Victor Wooten Trio 10.1.17

Dimitriou’s Jazz Alley
Seattle, WA

Words & Photos by Erica Garvey

“We all have dreams. One day I’m going to be an adult.” – Victor Wooten

The overwhelming impression emanating from the first few notes of the Victor Wooten Trio’s performance was the sparse band’s mighty sound. Not sparse in the sense of talent, but a trio of bass, drums, and saxophone is not the most common instrumentation used to bring down the house. Performing six consecutive shows at Dimitriou’s Jazz Alley in Seattle, the Victor Wooten Trio brought together Dennis Chambers on drums, Bob Franceschini on saxophone, and the one and only Victor Wooten on bass.

I attended the final performance of the group’s Jazz Alley run on Sunday, October 1, 2017. The evening’s performance was characterized by effortless transitions from full-throttled energetic bass/sax duets to slow Miles Davis-esque jams, with many a creative drum solo thrown in. The collection of drums and five cymbals was large enough to keep one-and-a-half drummers busy, but Chambers’ drumming style is the opposite of frantic. Naturally, Wooten had his own library of instruments on stage, including a beautiful fretless bass that evoked a penetratingly sad feel when Wooten deployed a bow toward the end of the performance.

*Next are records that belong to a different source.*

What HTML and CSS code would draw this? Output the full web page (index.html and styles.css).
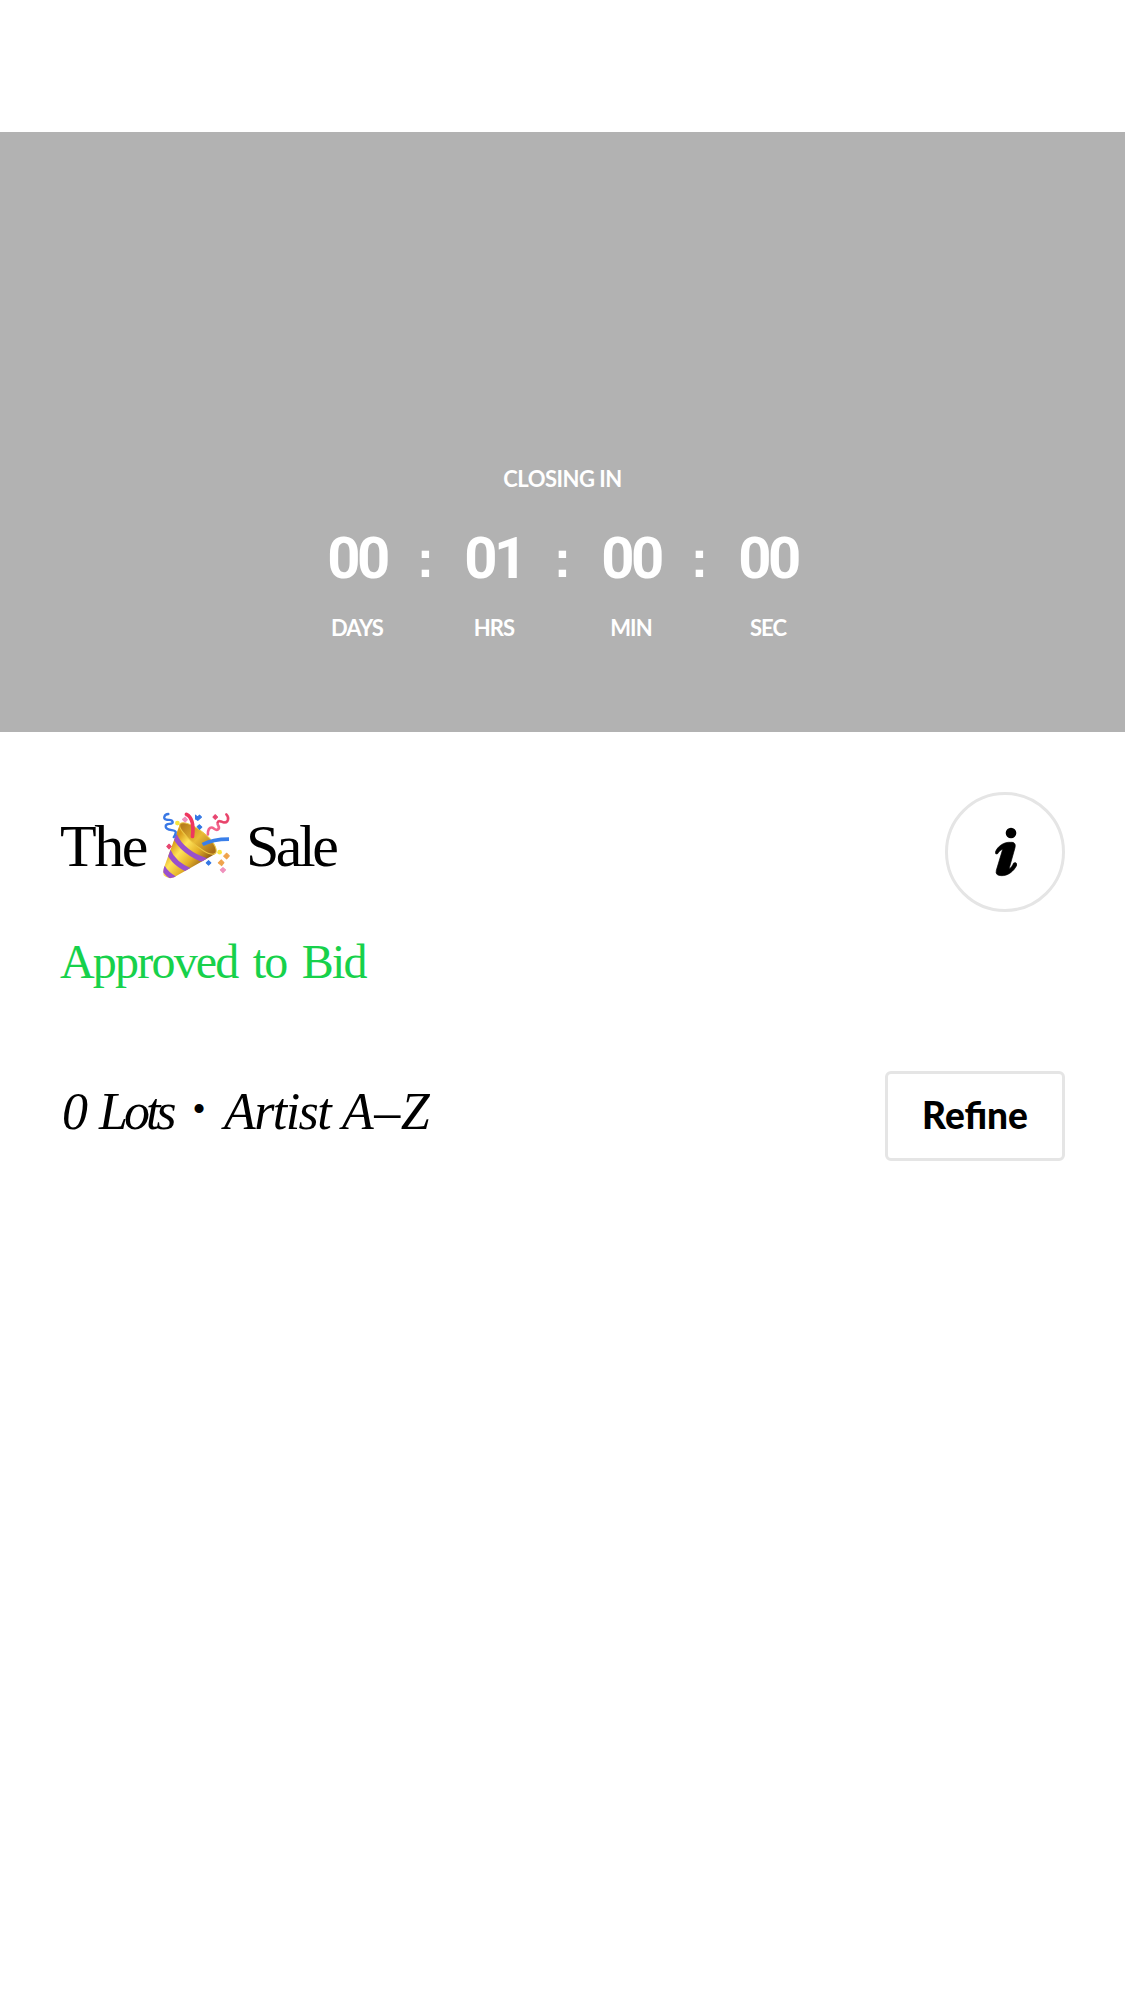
FILE: index.html
```html
<!DOCTYPE html>
<html lang="en">
<head>
<meta charset="utf-8">
<title>The Sale</title>
<link rel="stylesheet" href="styles.css">
</head>
<body>
<header class="hero">
  <div class="closing">CLOSING IN</div>
  <div class="countdown">
    <div class="unit"><span class="num">00</span><span class="label">DAYS</span></div>
    <span class="colon">:</span>
    <div class="unit"><span class="num">01</span><span class="label">HRS</span></div>
    <span class="colon">:</span>
    <div class="unit"><span class="num">00</span><span class="label">MIN</span></div>
    <span class="colon">:</span>
    <div class="unit"><span class="num">00</span><span class="label">SEC</span></div>
  </div>
</header>
<main class="content">
  <div class="title-row">
    <h1 class="title">
      <span class="the">The</span>
      <svg class="party" viewBox="36 33 206 206" fill="none" stroke-linecap="round" aria-label="Party popper">
        <defs>
          <linearGradient id="gold" x1="62" y1="135" x2="150" y2="205" gradientUnits="userSpaceOnUse">
            <stop offset="0" stop-color="#d99a18"/><stop offset=".3" stop-color="#ffe45a"/><stop offset=".65" stop-color="#e5b127"/><stop offset="1" stop-color="#966018"/>
          </linearGradient>
          <linearGradient id="mouth" x1="100" y1="75" x2="185" y2="155" gradientUnits="userSpaceOnUse">
            <stop offset="0" stop-color="#b97f1c"/><stop offset=".5" stop-color="#e9bb35"/><stop offset="1" stop-color="#a96f18"/>
          </linearGradient>
          <clipPath id="cone"><path d="M89 73C106 102 148 143 193 162L72 231Q54 238 41 225Q38 215 42 202Z"/></clipPath>
        </defs>
        <path d="M89 73C106 102 148 143 193 162L72 231Q54 238 41 225Q38 215 42 202Z" fill="url(#gold)"/>
        <g clip-path="url(#cone)" stroke="#9950cc" stroke-width="15" stroke-linecap="butt">
          <path d="M74 106C88 139 124 168 168 181M54 151C65 178 91 200 124 213M38 201C46 216 58 226 75 236"/>
        </g>
        <path d="M90 71C99 62 130 74 161 99C187 119 202 145 197 158C184 173 141 142 116 116C99 98 84 82 90 71Z" fill="url(#mouth)" stroke="#edc743" stroke-width="3"/>
        <path d="M109 43C128 52 131 75 127 109" stroke="#ef365f" stroke-width="11"/>
        <path d="M157 133C181 120 207 117 236 117" stroke="#3a7fe9" stroke-width="11" stroke-linecap="butt"/>
        <path d="M55 42C42 43 38 57 49 59C56 61 66 56 68 66C69 75 45 68 47 80C49 94 80 87 77 98Q76 105 71 111" stroke="#3978e5" stroke-width="7"/>
        <path d="M228 43C239 54 232 69 221 67C212 65 204 59 202 68C200 77 212 81 203 88C194 95 187 73 176 87Q172 94 173 103" stroke="#f2648b" stroke-width="8"/>
        <path d="M228 43C239 54 232 69 221 67C212 65 206 59 202 67" stroke="#e64468" stroke-width="5"/>
        <circle cx="82" cy="69" r="7" fill="#f8e640"/><circle cx="208" cy="156" r="7" fill="#f8e640"/>
        <g stroke-width="3" stroke-linejoin="round">
          <path d="M136 45l6 6 6-6 6 6-5 5-6 5-7-4z" fill="#3478e5" stroke="#3478e5"/>
          <path d="M141 80l7-6 7 7-7 7zM168 188l7-7 7 7-7 7z" fill="#3478e5" stroke="#3478e5"/>
          <path d="M50 139l7-7 7 7-7 7zM188 51l7-7 7 7-7 7z" fill="#e74570" stroke="#e74570"/>
          <path d="M97 58l8-7 7 8-7 7zM210 209l8-7 8 7-8 8z" fill="#ef91bd" stroke="#ef91bd"/>
          <path d="M204 188l9-9 8 8-7 9zM220 168l9-9 8 8-8 9z" fill="#efa34c" stroke="#efa34c"/>
        </g>
      </svg>
      <span class="sale">Sale</span>
    </h1>
    <button class="info" aria-label="Information">
      <svg class="info-icon" viewBox="0 0 66 150" fill="#000">
        <circle cx="48" cy="18" r="16"/>
        <path d="M1 76C7 58 27 44 47 46C58 45 63 51 60 62L42 126C48 124 53 114 56 108Q64 104 66 113C57 133 38 147 19 146Q0 146 4 130L23 67C16 68 11 76 8 80Q1 84 1 76Z" stroke="#000" stroke-width="2"/>
      </svg>
    </button>
  </div>
  <div class="status">Approved to Bid</div>
  <div class="filter-row">
    <div class="summary"><span class="count">0</span><span class="lots">Lots</span><span class="dot">•</span><span class="artist">Artist</span><span class="range">A–Z</span></div>
    <button class="refine">Refine</button>
  </div>
</main>
</body>
</html>
```
FILE: styles.css
```css
* { box-sizing: border-box; }
body { margin: 0; padding-top: 132px; background: #fff; color: #000; }
button { padding: 0; background: #fff; border: 3px solid #e5e5e5; color: #000; }

.hero { height: 600px; padding-top: 332px; background: #b2b2b2; color: #fff; }
.closing, .label { font: 700 22px/30px Lato, sans-serif; text-align: center; letter-spacing: -0.5px; white-space: nowrap; }
.countdown { display: flex; justify-content: center; margin-top: 34px; }
.unit { width: 78px; display: flex; flex-direction: column; align-items: center; }
.num { font: 700 58px/60px Roboto, sans-serif; letter-spacing: -3.5px; margin-right: 0; }
.label { margin-top: 25px; letter-spacing: -0.9px; }
.colon { width: 59px; text-align: center; font: 700 52px/62px "Liberation Sans", sans-serif; }

.content { padding: 60px 60px 0; }
.title-row { display: flex; justify-content: space-between; height: 120px; }
.title { display: flex; margin: 0; font: 400 60px/68px "Liberation Serif", serif; padding-top: 20px; }
.the { width: 102px; letter-spacing: -2.5px; }
.party { width: 69px; height: 69px; margin-top: -1px; }
.sale { margin-left: 15px; letter-spacing: -3.5px; }
.info { width: 120px; height: 120px; border-radius: 50%; display: flex; justify-content: center; align-items: center; }
.info-icon { width: 22px; height: 50px; margin-left: 1px; }
.status { margin-top: 22px; font: 400 48px/56px "Liberation Serif", serif; letter-spacing: -1.8px; word-spacing: 5px; color: #17d14b; }
.filter-row { display: flex; justify-content: space-between; margin-top: 81px; }
.summary { display: flex; padding-top: 13px; font: italic 400 52px/56px "Liberation Serif", serif; }
.count { width: 39px; padding-left: 2px; }
.lots { width: 93px; letter-spacing: -4px; }
.dot { width: 32px; font-size: 38px; line-height: 51px; }
.artist { width: 118px; letter-spacing: -1.6px; }
.range { letter-spacing: 0.5px; }
.refine { width: 180px; height: 90px; border-radius: 6px; font: 900 37px/82px Lato, sans-serif; padding-bottom: 2px; }
```
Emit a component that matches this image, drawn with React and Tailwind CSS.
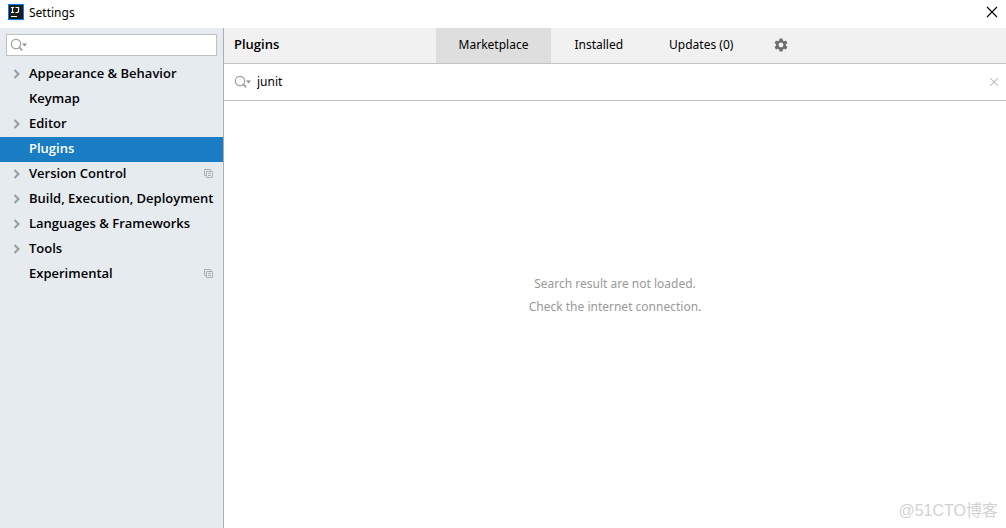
import React, { useState } from 'react';

const categories = [
  { name: 'Appearance & Behavior', expandable: true },
  { name: 'Keymap' },
  { name: 'Editor', expandable: true },
  { name: 'Plugins' },
  { name: 'Version Control', expandable: true, project: true },
  { name: 'Build, Execution, Deployment', expandable: true },
  { name: 'Languages & Frameworks', expandable: true },
  { name: 'Tools', expandable: true },
  { name: 'Experimental', project: true },
];

const tabs = ['Marketplace', 'Installed', 'Updates (0)'];

const IdeaLogo = () => (
  <svg width="16" height="16" viewBox="0 0 16 16" aria-hidden="true">
    <rect width="16" height="16" fill="#087cfa" />
    <rect x="1" y="1" width="14" height="14" fill="#1c1c1c" />
    <path d="M3 3.5h3M4.5 3.5v5M3 8.5h3M7.5 3.5h3v3.7q0 1.3-1.3 1.3h-1.7" fill="none" stroke="#fff" strokeWidth="1.2" />
    <path d="M3 12.5h6" stroke="#fff" strokeWidth="1" />
  </svg>
);

const SearchIcon = () => (
  <svg width="18" height="16" viewBox="0 0 18 16" className="shrink-0" aria-hidden="true">
    <circle cx="6" cy="7" r="4.7" fill="none" stroke="#9aa0a6" strokeWidth="1.2" />
    <path d="M9.4 10.4l2.8 2.9" stroke="#9aa0a6" strokeWidth="1.8" />
    <path d="M12 6.5h5l-2.5 3z" fill="#8a9299" />
  </svg>
);

const Chevron = () => (
  <svg width="8" height="10" viewBox="0 0 8 10" aria-hidden="true">
    <path d="M1.5 1l4 4-4 4" fill="none" stroke="#999c9e" strokeWidth="2" />
  </svg>
);

const ProjectIcon = () => (
  <svg width="10" height="10" viewBox="0 0 10 10" aria-hidden="true">
    <path d="M2.5 6.5h-2v-6h6v2" fill="none" stroke="#a9b0b6" />
    <path d="M2.5 2.5h6v6h-6zM4 4.5h3M4 6.5h3" fill="none" stroke="#a9b0b6" />
  </svg>
);

const Gear = () => (
  <svg width="14" height="14" viewBox="0 0 24 24" aria-hidden="true">
    <path
      fill="#6e6e6e"
      fillRule="evenodd"
      d="M9.5 1h5l.7 3.3 2.2 1.2 3.2-1.1 2.4 4.2-2.5 2.2v2.4l2.5 2.2-2.4 4.2-3.2-1.1-2.2 1.2-.7 3.3h-5l-.7-3.3-2.2-1.2-3.2 1.1L1 15.4l2.5-2.2v-2.4L1 8.6l2.4-4.2 3.2 1.1 2.2-1.2zM12 7.8a4.2 4.2 0 1 0 0 8.4 4.2 4.2 0 0 0 0-8.4z"
    />
  </svg>
);

const App = () => {
  const [category, setCategory] = useState('Plugins');
  const [tab, setTab] = useState('Marketplace');
  const [filter, setFilter] = useState('');
  const [query, setQuery] = useState('junit');

  return (
    <div className="relative flex min-h-screen flex-col bg-white font-['Noto_Sans','Noto_Sans_CJK_SC',sans-serif] text-xs leading-5 text-black">
      <header className="flex h-7 items-center px-2 pb-1">
        <IdeaLogo />
        <h1 className="ml-[5px] pt-px">Settings</h1>
        <button aria-label="Close" className="ml-auto">
          <svg width="12" height="12" viewBox="0 0 12 12">
            <path d="M1 1l10 10M11 1L1 11" stroke="#000" strokeWidth="1.1" />
          </svg>
        </button>
      </header>

      <div className="flex grow">
        <aside className="w-56 shrink-0 border-r border-[#a9aeb2] bg-[#e6ebf0] pt-[6px]">
          <label className="mx-[6px] flex h-[22px] items-center border border-[#bdc0c2] bg-white pl-[3px]">
            <SearchIcon />
            <input
              aria-label="Search settings"
              value={filter}
              onChange={(e) => setFilter(e.target.value)}
              className="w-full min-w-0 outline-none"
            />
          </label>
          <nav className="mt-[6px]">
            {categories.map((c) => (
              <button
                key={c.name}
                onClick={() => setCategory(c.name)}
                className={`flex h-[25px] w-full items-center pr-[9px] pb-[2px] pl-[13px] text-left font-['Open_Sans',sans-serif] text-[13px] font-semibold whitespace-nowrap ${category === c.name ? 'bg-[#1a7dc4] text-white' : ''}`}
              >
                <span className="w-4 shrink-0">{c.expandable && <Chevron />}</span>
                <span className="grow pb-px">{c.name}</span>
                {c.project && <ProjectIcon />}
              </button>
            ))}
          </nav>
        </aside>

        <main className="flex min-w-0 grow flex-col">
          <div className="grid h-9 grid-cols-[1fr_auto_1fr] border-b border-[#c4c4c4] bg-[#f1f1f1]">
            <h2 className="self-center pb-[3px] pl-[10px] font-['Open_Sans',sans-serif] text-[13px] font-semibold">Plugins</h2>
            <div className="flex">
              {tabs.map((t) => (
                <button
                  key={t}
                  onClick={() => setTab(t)}
                  className={`px-[23px] pb-px whitespace-nowrap ${tab === t ? 'bg-[#dedede]' : ''}`}
                >
                  {t}
                </button>
              ))}
              <button aria-label="Plugin settings" className="pr-[6px] pb-px pl-[18px]">
                <Gear />
              </button>
            </div>
          </div>

          <div className="flex h-[37px] items-center border-b border-[#c4c4c4] pr-2 pl-[10px]">
            <SearchIcon />
            <input
              aria-label="Search plugins"
              value={query}
              onChange={(e) => setQuery(e.target.value)}
              className="ml-[5px] min-w-0 grow outline-none"
            />
            <button aria-label="Clear search" onClick={() => setQuery('')}>
              <svg width="8" height="8" viewBox="0 0 8 8">
                <path d="M0 0l8 8M8 0L0 8" stroke="#b9c0c7" strokeWidth="1.1" />
              </svg>
            </button>
          </div>

          <div className="flex grow flex-col items-center justify-center pb-10 text-center leading-[23px] text-[#999]">
            <p>Search result are not loaded.</p>
            <p>Check the internet connection.</p>
          </div>
        </main>
      </div>

      <span className="absolute right-2 bottom-[5px] font-['Liberation_Sans','Noto_Sans_CJK_SC',sans-serif] text-base text-[#d2d2d2]">
        @51CTO博客
      </span>
    </div>
  );
};

export default App;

Songs included “Liz & Opie,” “A Little Rice and Beans,” a sort of mash-up of “My Life” and “Quimbara,” “Zenergy” (which started out sounding like massage music, but evolved into classic Flecktone territory with some actual “Brick House” mixed in!), “Dc10” (which had a time signature of 10/4, and a “Flight of the Bumblebees”-style bass part so complicated that utilizing a loop pedal was the only way its composer could keep it going for a full song), and an encore showcasing “The Lesson.”

I am always fascinated watching bass players hold down the bottom rungs of a song while filling in riffs and solos normally reserved for guitar players. To my amateur ears, half of the songs felt unstructured. But it was obvious that I was surrounded by unapologetic music nerds and super fans who certainly “got it.” Even if some moments were above the average patron’s understanding, it is difficult to resist the charms of Wooten’s cheeseball smile and his circus-act maneuvers in which he flips his bass around his midsection and shoulders so fast I literally did not know what was happening.

Please keep having fun, Victor, and never grow into an adult.